Prince wasn’t the only great guitar player the world lost Thursday. Lonnie Mack died at the age of 74 in Smithville, Tennessee.

Born Lonnie McIntosh, he grew up in rural Harrison, Indiana in the southern reaches of the state. His mother taught him how to play guitar, and he drew from a diverse set of influences – country, gospel and rhythm and blues.

In 1963, he went from a roadhouse player in the Midwest to a national star almost overnight when his instrumental version of Chuck Berry’s “Memphis” reached No. 5 on the Billboard pop charts and No. 4 on the R&B charts.

Mack was best known for playing the Gibson Flying V equipped with a tremolo bar. He became so famous for working the tremolo that the tremolo bar became known worldwide as a “whammy bar” after Mack’s early hit “Wham!”

(If you’ve never heard the jolting “Wham!,” treat yourself: It’s like Stevie Ray Vaughan playing lead guitar for the early E Street Band.)


His fleet-fingered blues rock influenced Eric Clapton, Dickey Betts and Keith Richards. Stevie Ray Vaughan always introduced him as “the baddest guitarist I know.” He even played on The Doors song “Roadhouse Blues,” although there are conflicting stories about whether he played bass or the guitar solo.

Beyond his pioneering fretwork, Mack’s vocals combined twang and gritty soul, sometimes in startling ways. About Mack’s tortured ballad “Why?,” music critic Greil Marcus once wrote, “Mack’s scream at the end has never been matched. God help us if anyone ever tops it.”


He recorded three albums for Chicago’s Alligator Records, including 1985’s “Strike Like Lightning,” co-produced by and featuring Stevie Ray Vaughan. When Mack re-emerged on tour in the ‘80s, his shows were attended by the likes of Bob Dylan, Paul Simon and Eddie Van Halen.
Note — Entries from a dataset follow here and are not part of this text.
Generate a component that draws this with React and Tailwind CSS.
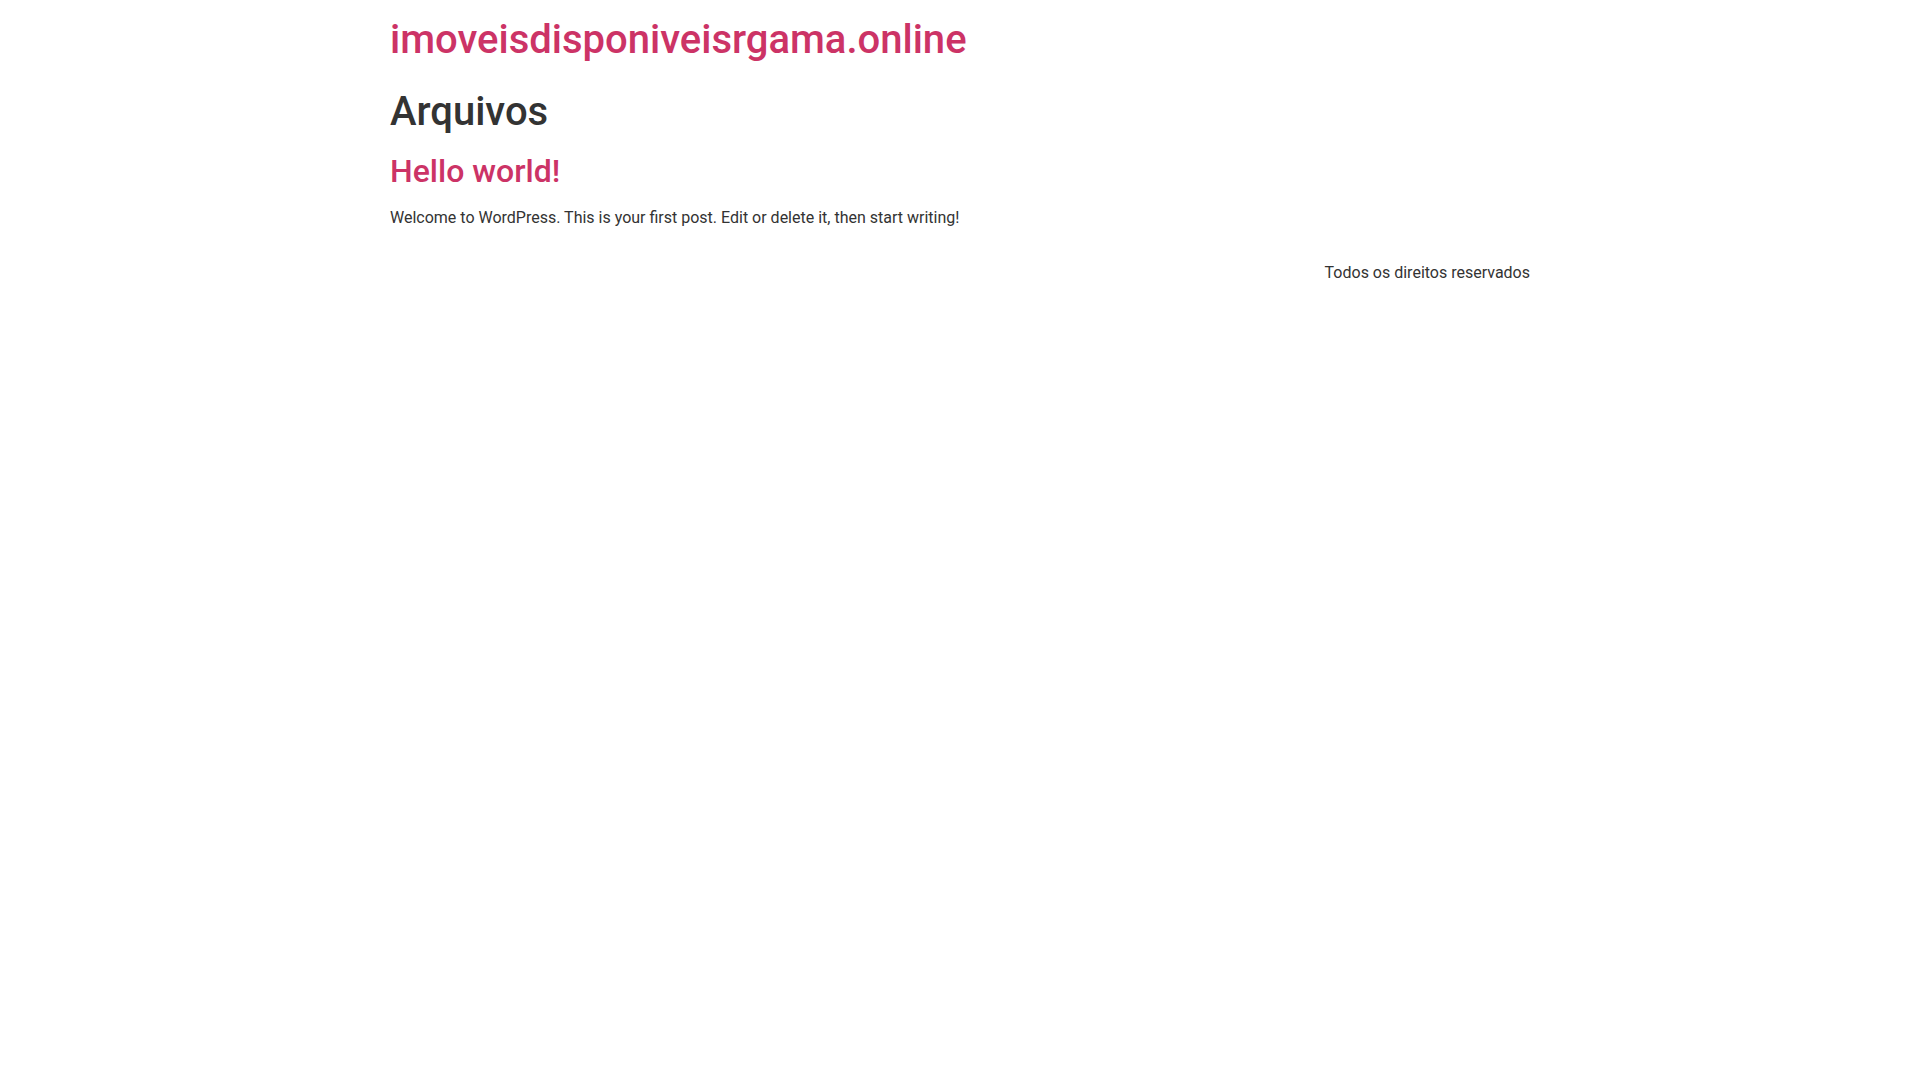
import React from 'react';

// Simple archive page (WordPress-like theme)

const App = () => {
  return (
    <div className="min-h-screen bg-white text-[#333] font-['Roboto','Liberation_Sans',sans-serif] text-base leading-6">
      <div className="max-w-[1140px] mx-auto">
        <header className="pt-4 pb-4">
          <h1 className="m-0 text-[40px] leading-[48px] font-medium">
            <a href="#" className="text-[#cc3366]">imoveisdisponiveisrgama.online</a>
          </h1>
        </header>

        <main>
          <header className="mt-2">
            <h1 className="m-0 text-[40px] leading-[48px] font-medium">Arquivos</h1>
          </header>
          <div className="mt-4">
            <article>
              <h2 className="m-0 text-[32px] leading-[38.4px] font-medium">
                <a href="#" className="text-[#cc3366]">Hello world!</a>
              </h2>
              <p className="mt-4">
                Welcome to WordPress. This is your first post. Edit or delete it, then start writing!
              </p>
            </article>
          </div>
        </main>

        <footer className="mt-[31px] flex justify-end">
          <p>Todos os direitos reservados</p>
        </footer>
      </div>
    </div>
  );
};

export default App;
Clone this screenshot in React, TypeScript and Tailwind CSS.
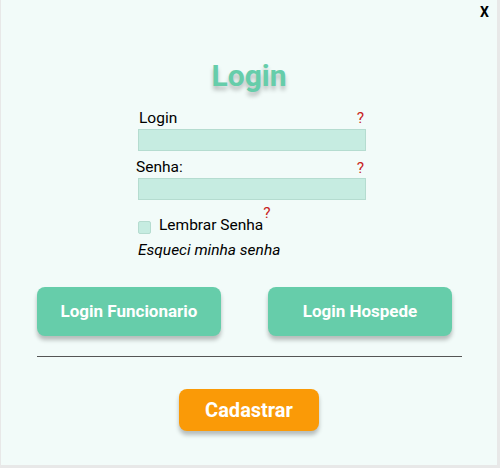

Bruce Iglauer of Alligator Records said, “Lonnie lived the early rock and roll life, driving a Cadillac pulling a trailer for thousands of miles from gig to gig, staying up all night on amphetamines and cutting the buzz with lots of alcohol. It was a hard life, and his body paid for it as the years went by. He was married and divorced three times.”

“He could be a firebrand; his third wife told me that one night, furious that their computer wouldn’t follow his commands, he shot it,” Iglauer said.

Mack has been inducted in the International Guitar Hall of Fame and the Rockabilly Hall of Fame but, curiously, not the Rock and Roll Hall of Fame.